Records contained in a dataset »
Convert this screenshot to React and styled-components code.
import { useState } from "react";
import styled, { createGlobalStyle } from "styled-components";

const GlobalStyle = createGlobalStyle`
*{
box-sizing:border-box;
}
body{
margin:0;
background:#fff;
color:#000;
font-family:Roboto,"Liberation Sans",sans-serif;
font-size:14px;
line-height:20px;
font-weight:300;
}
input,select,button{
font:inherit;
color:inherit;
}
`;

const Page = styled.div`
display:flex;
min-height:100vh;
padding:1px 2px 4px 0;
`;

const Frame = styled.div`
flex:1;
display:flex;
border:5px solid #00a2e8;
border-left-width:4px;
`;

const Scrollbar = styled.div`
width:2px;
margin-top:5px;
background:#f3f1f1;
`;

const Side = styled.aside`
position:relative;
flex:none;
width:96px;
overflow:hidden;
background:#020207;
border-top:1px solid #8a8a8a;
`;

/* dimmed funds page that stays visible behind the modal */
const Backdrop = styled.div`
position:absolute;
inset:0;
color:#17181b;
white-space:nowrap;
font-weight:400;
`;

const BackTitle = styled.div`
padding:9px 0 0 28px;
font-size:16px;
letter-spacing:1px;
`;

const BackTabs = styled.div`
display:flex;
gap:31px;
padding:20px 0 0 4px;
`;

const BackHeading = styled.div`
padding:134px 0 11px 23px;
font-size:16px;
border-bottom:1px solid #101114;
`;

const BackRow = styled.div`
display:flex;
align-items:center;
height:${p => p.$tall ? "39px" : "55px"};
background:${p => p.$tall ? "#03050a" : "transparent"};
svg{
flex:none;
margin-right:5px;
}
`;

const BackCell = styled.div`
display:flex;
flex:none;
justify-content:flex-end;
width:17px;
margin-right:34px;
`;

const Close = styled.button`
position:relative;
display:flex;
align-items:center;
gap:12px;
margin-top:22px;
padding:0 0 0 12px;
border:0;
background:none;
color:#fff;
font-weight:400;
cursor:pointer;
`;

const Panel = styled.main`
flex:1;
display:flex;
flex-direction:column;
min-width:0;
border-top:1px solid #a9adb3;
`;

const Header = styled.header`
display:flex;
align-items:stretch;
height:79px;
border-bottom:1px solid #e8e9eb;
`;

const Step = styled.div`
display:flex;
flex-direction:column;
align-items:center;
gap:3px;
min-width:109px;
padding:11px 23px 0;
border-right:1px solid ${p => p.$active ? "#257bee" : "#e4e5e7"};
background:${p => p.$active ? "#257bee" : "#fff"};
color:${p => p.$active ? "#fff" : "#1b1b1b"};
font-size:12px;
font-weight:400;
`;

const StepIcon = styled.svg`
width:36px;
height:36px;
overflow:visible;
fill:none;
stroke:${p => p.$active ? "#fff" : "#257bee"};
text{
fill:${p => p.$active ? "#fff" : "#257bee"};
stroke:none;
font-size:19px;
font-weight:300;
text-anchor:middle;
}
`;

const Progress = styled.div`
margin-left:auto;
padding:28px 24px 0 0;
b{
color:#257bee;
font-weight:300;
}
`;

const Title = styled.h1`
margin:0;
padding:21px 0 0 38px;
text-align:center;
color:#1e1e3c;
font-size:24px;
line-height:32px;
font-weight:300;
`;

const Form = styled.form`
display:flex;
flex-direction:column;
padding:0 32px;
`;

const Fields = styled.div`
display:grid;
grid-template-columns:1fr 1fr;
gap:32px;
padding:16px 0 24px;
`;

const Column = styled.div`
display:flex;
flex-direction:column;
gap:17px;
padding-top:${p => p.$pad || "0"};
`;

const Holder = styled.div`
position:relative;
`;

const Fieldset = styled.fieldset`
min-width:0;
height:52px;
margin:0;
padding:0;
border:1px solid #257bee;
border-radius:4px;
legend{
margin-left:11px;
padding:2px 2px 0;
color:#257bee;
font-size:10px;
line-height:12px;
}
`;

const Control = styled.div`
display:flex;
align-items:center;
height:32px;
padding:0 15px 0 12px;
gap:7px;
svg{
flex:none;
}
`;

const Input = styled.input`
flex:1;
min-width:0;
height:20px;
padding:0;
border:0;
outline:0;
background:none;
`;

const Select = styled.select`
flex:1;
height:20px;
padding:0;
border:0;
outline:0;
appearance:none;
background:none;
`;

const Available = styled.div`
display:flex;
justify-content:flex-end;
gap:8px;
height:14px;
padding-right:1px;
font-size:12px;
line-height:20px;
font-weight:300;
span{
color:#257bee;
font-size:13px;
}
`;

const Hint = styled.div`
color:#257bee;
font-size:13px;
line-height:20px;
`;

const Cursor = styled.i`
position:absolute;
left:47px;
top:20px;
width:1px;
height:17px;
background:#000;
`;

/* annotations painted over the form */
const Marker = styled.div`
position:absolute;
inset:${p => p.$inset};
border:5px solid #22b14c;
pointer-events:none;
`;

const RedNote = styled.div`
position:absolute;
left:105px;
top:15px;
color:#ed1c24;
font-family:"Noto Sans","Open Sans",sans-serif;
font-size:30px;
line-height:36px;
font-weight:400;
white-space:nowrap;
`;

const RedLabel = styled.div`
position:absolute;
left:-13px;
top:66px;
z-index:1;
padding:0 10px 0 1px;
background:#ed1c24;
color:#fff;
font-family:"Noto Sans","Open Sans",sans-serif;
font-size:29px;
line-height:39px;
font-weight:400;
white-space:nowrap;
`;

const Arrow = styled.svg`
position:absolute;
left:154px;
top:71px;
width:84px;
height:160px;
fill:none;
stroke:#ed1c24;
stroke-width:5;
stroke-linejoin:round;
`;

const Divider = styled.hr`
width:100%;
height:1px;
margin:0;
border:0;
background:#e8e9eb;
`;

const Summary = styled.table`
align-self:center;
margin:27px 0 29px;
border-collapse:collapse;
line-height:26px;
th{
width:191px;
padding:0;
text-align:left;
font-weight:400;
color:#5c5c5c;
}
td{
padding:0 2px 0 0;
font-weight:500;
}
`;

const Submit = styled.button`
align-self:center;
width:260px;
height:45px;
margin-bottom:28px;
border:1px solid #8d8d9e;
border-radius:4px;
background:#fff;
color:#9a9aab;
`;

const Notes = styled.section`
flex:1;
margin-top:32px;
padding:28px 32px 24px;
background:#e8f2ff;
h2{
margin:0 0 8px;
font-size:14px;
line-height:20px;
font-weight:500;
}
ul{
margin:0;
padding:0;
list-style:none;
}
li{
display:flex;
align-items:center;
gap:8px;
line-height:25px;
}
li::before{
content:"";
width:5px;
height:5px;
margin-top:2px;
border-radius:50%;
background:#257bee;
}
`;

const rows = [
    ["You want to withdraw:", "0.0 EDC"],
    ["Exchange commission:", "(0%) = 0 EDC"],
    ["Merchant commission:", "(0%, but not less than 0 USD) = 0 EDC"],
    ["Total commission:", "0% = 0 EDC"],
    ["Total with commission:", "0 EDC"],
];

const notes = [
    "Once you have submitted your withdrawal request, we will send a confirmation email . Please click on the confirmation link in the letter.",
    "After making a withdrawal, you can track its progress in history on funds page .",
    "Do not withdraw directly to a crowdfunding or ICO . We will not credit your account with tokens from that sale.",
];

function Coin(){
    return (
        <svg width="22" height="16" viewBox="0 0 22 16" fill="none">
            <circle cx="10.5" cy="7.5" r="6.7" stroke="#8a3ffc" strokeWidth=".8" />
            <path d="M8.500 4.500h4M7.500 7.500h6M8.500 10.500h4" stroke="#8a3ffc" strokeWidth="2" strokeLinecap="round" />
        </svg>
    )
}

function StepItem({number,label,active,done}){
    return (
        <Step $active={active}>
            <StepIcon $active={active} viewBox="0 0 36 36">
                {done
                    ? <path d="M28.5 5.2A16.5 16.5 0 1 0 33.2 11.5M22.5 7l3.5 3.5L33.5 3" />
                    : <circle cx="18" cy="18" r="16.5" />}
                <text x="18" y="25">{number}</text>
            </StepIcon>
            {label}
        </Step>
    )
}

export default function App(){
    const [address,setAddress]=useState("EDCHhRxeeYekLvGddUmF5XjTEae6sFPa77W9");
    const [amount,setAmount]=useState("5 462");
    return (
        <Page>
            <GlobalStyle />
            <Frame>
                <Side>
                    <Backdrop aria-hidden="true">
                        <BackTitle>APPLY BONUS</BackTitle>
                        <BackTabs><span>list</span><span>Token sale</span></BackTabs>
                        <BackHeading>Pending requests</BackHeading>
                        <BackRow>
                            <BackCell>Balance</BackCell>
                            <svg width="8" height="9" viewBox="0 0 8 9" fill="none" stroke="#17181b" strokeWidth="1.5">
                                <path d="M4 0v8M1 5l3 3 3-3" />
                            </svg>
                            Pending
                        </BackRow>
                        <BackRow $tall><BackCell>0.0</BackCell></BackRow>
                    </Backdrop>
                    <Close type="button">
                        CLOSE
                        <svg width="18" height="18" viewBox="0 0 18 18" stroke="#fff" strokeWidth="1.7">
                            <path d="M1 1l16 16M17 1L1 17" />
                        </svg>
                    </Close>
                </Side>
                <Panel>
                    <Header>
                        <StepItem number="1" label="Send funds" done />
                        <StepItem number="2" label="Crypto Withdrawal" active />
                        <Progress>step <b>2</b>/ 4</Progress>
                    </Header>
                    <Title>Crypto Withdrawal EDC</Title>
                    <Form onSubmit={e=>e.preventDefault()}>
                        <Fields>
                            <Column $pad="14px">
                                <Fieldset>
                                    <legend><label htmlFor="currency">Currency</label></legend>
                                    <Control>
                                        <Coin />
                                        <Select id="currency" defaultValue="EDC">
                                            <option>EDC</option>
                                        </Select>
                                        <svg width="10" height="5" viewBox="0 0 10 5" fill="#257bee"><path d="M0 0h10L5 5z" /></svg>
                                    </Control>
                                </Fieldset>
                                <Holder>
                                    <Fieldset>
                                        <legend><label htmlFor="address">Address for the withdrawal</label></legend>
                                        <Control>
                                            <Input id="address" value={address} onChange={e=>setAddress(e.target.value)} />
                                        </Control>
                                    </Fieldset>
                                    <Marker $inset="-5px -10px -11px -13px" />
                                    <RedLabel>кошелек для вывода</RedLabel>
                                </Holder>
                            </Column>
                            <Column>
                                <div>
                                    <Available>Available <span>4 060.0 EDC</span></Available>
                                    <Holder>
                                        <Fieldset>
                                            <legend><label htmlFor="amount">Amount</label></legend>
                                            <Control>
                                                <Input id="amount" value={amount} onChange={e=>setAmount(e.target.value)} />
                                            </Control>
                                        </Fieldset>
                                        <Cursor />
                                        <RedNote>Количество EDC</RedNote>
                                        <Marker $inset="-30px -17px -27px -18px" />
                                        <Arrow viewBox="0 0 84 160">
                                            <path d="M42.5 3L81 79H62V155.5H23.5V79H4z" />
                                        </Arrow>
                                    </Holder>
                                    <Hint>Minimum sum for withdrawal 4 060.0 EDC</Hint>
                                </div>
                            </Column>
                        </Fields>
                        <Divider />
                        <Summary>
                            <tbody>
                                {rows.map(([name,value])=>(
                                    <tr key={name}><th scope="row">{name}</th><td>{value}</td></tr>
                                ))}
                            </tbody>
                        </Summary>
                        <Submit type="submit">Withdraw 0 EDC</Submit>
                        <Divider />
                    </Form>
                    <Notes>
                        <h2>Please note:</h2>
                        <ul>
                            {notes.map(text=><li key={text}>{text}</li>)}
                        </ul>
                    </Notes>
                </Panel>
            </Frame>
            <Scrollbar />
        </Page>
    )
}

...

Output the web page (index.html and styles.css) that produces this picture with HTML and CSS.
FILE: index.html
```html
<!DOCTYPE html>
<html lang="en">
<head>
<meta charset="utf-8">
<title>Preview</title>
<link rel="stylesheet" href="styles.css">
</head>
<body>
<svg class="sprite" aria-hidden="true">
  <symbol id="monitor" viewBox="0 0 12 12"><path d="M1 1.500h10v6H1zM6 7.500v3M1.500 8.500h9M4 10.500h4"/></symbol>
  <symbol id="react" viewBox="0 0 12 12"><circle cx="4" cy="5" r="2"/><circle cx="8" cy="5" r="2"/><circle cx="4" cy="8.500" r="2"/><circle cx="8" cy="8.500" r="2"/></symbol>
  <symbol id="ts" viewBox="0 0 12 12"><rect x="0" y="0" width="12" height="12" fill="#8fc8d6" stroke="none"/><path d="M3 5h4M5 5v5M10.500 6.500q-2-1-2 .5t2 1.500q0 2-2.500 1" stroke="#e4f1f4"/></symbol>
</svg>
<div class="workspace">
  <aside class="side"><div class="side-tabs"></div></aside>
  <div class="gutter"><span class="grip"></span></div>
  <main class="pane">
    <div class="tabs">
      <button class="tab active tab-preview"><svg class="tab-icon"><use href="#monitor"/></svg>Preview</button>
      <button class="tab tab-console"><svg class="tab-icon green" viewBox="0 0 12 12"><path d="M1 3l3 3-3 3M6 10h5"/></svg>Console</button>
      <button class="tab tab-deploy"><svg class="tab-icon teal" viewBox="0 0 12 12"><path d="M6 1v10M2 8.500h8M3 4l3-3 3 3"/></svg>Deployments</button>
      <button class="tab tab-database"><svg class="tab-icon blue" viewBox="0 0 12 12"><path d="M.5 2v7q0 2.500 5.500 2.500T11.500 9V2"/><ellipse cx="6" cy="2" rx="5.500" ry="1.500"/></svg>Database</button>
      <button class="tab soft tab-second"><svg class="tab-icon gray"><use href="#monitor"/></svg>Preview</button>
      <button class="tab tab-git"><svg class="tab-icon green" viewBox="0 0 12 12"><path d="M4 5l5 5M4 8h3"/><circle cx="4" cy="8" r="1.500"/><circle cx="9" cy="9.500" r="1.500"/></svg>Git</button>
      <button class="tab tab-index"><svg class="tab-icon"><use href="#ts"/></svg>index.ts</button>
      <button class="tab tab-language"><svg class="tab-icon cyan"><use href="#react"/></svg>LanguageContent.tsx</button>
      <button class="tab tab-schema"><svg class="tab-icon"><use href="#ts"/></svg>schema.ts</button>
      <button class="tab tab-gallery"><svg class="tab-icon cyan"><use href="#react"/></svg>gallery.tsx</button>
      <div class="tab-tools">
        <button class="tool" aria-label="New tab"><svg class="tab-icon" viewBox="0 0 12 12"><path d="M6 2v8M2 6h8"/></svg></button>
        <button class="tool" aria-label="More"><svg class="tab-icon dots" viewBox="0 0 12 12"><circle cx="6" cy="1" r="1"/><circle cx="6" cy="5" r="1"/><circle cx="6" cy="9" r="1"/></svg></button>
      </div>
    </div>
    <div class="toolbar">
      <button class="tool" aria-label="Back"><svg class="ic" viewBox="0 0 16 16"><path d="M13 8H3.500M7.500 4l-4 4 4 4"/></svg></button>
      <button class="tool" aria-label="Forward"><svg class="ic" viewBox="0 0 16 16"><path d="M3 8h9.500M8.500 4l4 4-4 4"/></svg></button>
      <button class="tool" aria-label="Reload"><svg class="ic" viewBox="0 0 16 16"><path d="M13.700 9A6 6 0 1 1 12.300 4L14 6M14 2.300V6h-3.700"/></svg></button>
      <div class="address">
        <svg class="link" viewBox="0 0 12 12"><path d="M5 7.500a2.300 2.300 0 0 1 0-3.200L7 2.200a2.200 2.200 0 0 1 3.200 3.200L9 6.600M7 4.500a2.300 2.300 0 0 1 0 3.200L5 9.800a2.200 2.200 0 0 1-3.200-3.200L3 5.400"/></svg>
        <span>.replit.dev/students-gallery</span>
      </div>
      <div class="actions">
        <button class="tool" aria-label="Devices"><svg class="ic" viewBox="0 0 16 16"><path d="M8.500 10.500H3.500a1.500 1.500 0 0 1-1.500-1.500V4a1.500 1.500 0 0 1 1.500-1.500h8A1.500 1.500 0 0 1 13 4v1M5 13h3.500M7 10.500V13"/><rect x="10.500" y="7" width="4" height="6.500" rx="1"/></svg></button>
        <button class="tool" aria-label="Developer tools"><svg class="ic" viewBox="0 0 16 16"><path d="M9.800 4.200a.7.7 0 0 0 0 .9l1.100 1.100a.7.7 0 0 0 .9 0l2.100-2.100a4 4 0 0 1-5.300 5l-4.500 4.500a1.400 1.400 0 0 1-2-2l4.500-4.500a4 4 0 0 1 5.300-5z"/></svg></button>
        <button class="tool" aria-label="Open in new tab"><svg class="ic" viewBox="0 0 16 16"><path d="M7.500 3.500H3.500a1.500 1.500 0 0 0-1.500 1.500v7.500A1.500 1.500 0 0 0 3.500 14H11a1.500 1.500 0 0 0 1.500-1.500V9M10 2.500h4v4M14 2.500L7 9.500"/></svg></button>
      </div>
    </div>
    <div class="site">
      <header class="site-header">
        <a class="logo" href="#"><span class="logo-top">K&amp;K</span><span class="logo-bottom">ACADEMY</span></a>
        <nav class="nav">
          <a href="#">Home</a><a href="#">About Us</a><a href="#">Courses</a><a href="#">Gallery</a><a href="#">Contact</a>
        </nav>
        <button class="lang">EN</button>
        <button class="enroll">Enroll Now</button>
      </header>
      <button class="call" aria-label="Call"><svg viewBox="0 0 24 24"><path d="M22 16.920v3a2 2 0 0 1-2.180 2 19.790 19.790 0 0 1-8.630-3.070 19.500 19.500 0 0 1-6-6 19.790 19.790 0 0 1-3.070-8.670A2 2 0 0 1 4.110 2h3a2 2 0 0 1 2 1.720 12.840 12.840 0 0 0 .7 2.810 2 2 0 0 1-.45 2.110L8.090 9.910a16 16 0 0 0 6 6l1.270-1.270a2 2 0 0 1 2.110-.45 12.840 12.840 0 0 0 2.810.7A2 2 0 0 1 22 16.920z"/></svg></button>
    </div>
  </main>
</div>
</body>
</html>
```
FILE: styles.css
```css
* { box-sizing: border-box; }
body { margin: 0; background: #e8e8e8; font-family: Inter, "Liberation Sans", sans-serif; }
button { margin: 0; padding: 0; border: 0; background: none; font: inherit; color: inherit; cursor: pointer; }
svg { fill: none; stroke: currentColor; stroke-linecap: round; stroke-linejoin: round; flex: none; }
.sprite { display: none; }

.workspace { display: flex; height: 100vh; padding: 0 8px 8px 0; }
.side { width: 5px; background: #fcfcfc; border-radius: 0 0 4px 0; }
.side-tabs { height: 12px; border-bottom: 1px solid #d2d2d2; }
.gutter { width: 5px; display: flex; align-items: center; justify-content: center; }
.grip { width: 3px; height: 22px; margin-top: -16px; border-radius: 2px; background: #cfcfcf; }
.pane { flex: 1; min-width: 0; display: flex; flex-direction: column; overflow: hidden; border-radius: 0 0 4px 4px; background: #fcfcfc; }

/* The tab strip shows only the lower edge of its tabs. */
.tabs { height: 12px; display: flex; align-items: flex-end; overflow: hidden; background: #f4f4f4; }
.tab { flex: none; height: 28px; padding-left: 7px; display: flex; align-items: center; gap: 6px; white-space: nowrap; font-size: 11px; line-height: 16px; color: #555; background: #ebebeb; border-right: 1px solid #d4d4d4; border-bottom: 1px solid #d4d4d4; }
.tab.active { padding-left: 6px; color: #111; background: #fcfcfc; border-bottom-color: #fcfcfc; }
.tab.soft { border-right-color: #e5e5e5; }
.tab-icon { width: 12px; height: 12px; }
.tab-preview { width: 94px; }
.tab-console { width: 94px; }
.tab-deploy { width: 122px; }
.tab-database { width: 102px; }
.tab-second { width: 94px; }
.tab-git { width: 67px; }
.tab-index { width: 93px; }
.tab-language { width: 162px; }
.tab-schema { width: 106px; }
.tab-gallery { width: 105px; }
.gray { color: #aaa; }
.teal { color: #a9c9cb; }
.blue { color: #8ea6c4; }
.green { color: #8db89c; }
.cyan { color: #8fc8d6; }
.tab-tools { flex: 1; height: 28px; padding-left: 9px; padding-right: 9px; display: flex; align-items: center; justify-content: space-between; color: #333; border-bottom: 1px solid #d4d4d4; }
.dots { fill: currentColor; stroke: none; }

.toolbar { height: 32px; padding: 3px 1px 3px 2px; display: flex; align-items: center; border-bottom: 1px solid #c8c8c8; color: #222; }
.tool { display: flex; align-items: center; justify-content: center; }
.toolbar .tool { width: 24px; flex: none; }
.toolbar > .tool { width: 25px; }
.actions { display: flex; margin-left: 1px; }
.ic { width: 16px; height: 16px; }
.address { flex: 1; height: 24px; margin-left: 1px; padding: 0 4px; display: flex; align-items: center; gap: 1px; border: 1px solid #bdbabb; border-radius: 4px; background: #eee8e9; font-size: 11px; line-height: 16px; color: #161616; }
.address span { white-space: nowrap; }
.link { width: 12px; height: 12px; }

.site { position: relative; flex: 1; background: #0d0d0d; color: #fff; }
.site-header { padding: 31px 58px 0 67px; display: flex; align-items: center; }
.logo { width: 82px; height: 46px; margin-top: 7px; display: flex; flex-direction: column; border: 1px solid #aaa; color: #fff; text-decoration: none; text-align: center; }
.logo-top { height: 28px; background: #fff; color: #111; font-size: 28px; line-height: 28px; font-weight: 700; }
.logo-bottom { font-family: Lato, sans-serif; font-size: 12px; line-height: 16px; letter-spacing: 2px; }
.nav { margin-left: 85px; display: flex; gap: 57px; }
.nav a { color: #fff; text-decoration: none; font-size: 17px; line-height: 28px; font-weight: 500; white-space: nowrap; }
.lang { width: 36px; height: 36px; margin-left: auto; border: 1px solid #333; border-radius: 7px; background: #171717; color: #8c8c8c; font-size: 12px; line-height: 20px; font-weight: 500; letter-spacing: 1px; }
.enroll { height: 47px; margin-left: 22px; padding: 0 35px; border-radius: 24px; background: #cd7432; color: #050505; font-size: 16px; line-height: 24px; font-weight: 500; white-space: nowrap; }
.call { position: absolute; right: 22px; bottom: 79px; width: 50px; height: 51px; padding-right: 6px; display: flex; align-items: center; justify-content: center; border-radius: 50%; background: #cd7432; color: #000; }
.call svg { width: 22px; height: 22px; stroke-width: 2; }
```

JOB » Exactly how many lines in the data above contain the word "index"? Respond with the number and nothing more.

WRITTEN ANSWER » 5